The nonfiction book club at Frugal Frigate is the first event of a series of five this fall. More events will follow in spring of 2025.
The initiative behind the series is University of Redlands English professor Heather King.
“In 2020, like much of the world, I read ‘Parable of the Sower,’” King says. “It’s a piece of literature that’s very geographically aware. It is concerned with environmental studies and religious studies. It has Redlands written all over it. I felt strongly that our university needed to mark it, to honor it, to think about the ways that helps us sets us apart and be accessible to the community.”
She applied in 2022 and got a $60,000 grant from the National Endowment for the Humanities that helped cover costs related to planning and a programming year, the latter of which is about to begin.
“The planning year consisted of basically a study of university faculty and local high school teachers,” King says.
They read and discussed the book and graphic novel and secondary material from various interdisciplinary perspectives, according to King.
And through a mapping workshop, they created an interactive GIS map of the storyline of the novel, following the heroine from Robledo near Los Angeles to Northern California.
The result of the interactive map created with Redlands-based Esri software will be presented at a Redlands Forum event.
A benefit of the upcoming events is that “All entering first year students will get a copy of the novel, courtesy of Dean Justin Rose and Kathryn Tucker from Seiter Chair of Writing,” King says.
The books will be purchased through The Frugal Frigate on State Street, where the very first event takes place.
Five departments work together to provide the university’s first-year students seminars related to the book.
Crafton Hills College has also designated the book as their selection, creating a teaching guide that they share with U of R, who in return shares their mapping with Crafton.
In all 20 people are working together to make the events a success, besides U of R faculty, Crafton Hills College and U.C. Riverside, there are English teachers at RHS, REV and the Grove High School. A.K. Smiley Public Library is part of the event series.
For King, the purpose of the collaboration with the community at large is to “Make some meaning together. Butler’s novel asks incredibly profound questions,” she said, centered around faith, environmental collapse, the cost of hyper-empathy, how communities are formed and what happens when civic structures fall apart.
The first event takes place at the fiction book club at The Frugal Frigate on Thursday, July 18 at 6:30 p.m. All are welcome, no registration necessary.
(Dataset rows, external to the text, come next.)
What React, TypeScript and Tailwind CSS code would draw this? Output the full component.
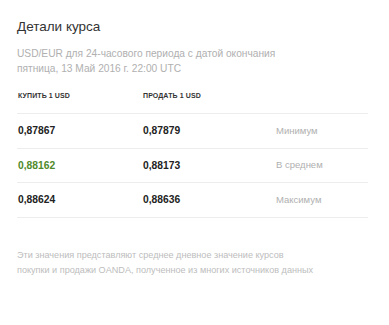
const rows = [
  { buy: "0,87867", sell: "0,87879", label: "Минимум", highlight: false },
  { buy: "0,88162", sell: "0,88173", label: "В среднем", highlight: true },
  { buy: "0,88624", sell: "0,88636", label: "Максимум", highlight: false },
];

export default function App() {
  return (
    <div
      className="w-[389px] h-[325px] bg-white pl-[17px] pr-[21px] pt-[18px]"
      style={{ fontFamily: '"Liberation Sans", Arial, sans-serif' }}
    >
      <h2 className="text-[13.5px] leading-[17px] text-[#333]">Детали курса</h2>

      <p className="mt-[11px] text-[10.2px] leading-[15px] text-[#b0b0b0]">
        USD/EUR для 24-часового периода с датой окончания
        <br />
        пятница, 13 Май 2016 г. 22:00 UTC
      </p>

      <div className="mt-[15px]">
        <div className="flex h-[22px] items-start pl-[1px] text-[7px] font-bold tracking-[0.1px] text-[#333]">
          <div className="w-[125px]">КУПИТЬ 1 USD</div>
          <div>ПРОДАТЬ 1 USD</div>
        </div>
        <div className="border-t border-[#ededed]">
          {rows.map((r) => (
            <div
              key={r.label}
              className="flex h-[34.5px] items-center border-b border-[#ededed] pl-[1px]"
            >
              <div
                className={`w-[125px] text-[10.3px] font-bold ${
                  r.highlight ? "text-[#4f8a2b]" : "text-[#222]"
                }`}
              >
                {r.buy}
              </div>
              <div className="w-[133px] text-[10.3px] font-bold text-[#222]">{r.sell}</div>
              <div className="text-[9.5px] text-[#b0b0b0]">{r.label}</div>
            </div>
          ))}
        </div>
      </div>

      <p className="mt-[30px] text-[9.1px] leading-[15px] text-[#bdbdbd]">
        Эти значения представляют среднее дневное значение курсов
        <br />
        покупки и продажи OANDA, полученное из многих источников данных
      </p>
    </div>
  );
}
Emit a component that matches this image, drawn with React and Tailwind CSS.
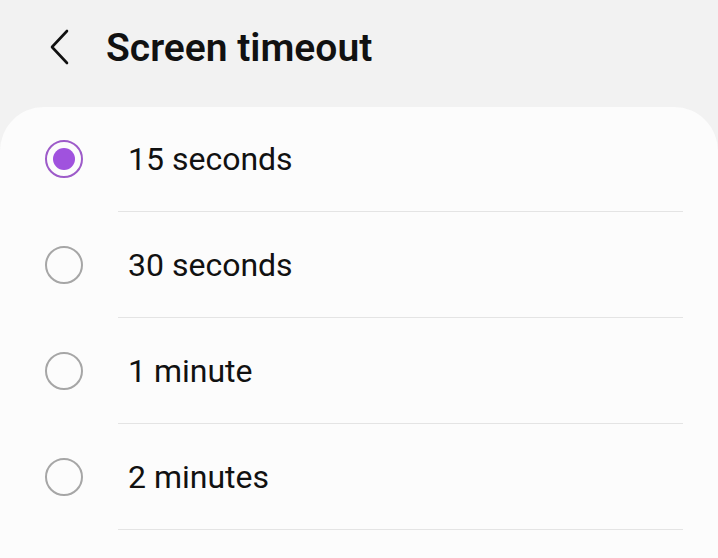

“Parable of the Sower” Community events by U of R
July 18: Book discussion of Parable of the Sower at the fiction book club at Frugal Frigate bookstore.
Sept. 24: Interactive GIS mapping of Parable of the Sower at Redlands Forum.
Sept. 27: Marathon Read on the university campus. Sign up to read together.
Oct. 15: One City – One Book discussion of Parable of the Sower novel at the A.K. Smiley Library.
Oct. 26: One City – One Book discussion of the graphic novel of Parable of the Sower at A.K. Smiley Library. Illustrated by University of Riverside professor, John Jennings who will hopefully be part of the presentation.
Tentative events also planned include community meditation, lead by University of Redlands professor of religious studies Lillian Larson, based on the Earthseed verses from the novel.
There is a plant walk addressing the extensive native plant knowledge in the novel at the Sustainable University of Redlands Farm by chemistry professor Rebecca Lyons.
Speakers in the spring include Pandora Thomas, founder of the EARTHseed Afro-indigenous permaculture farm in Sebastopol, California.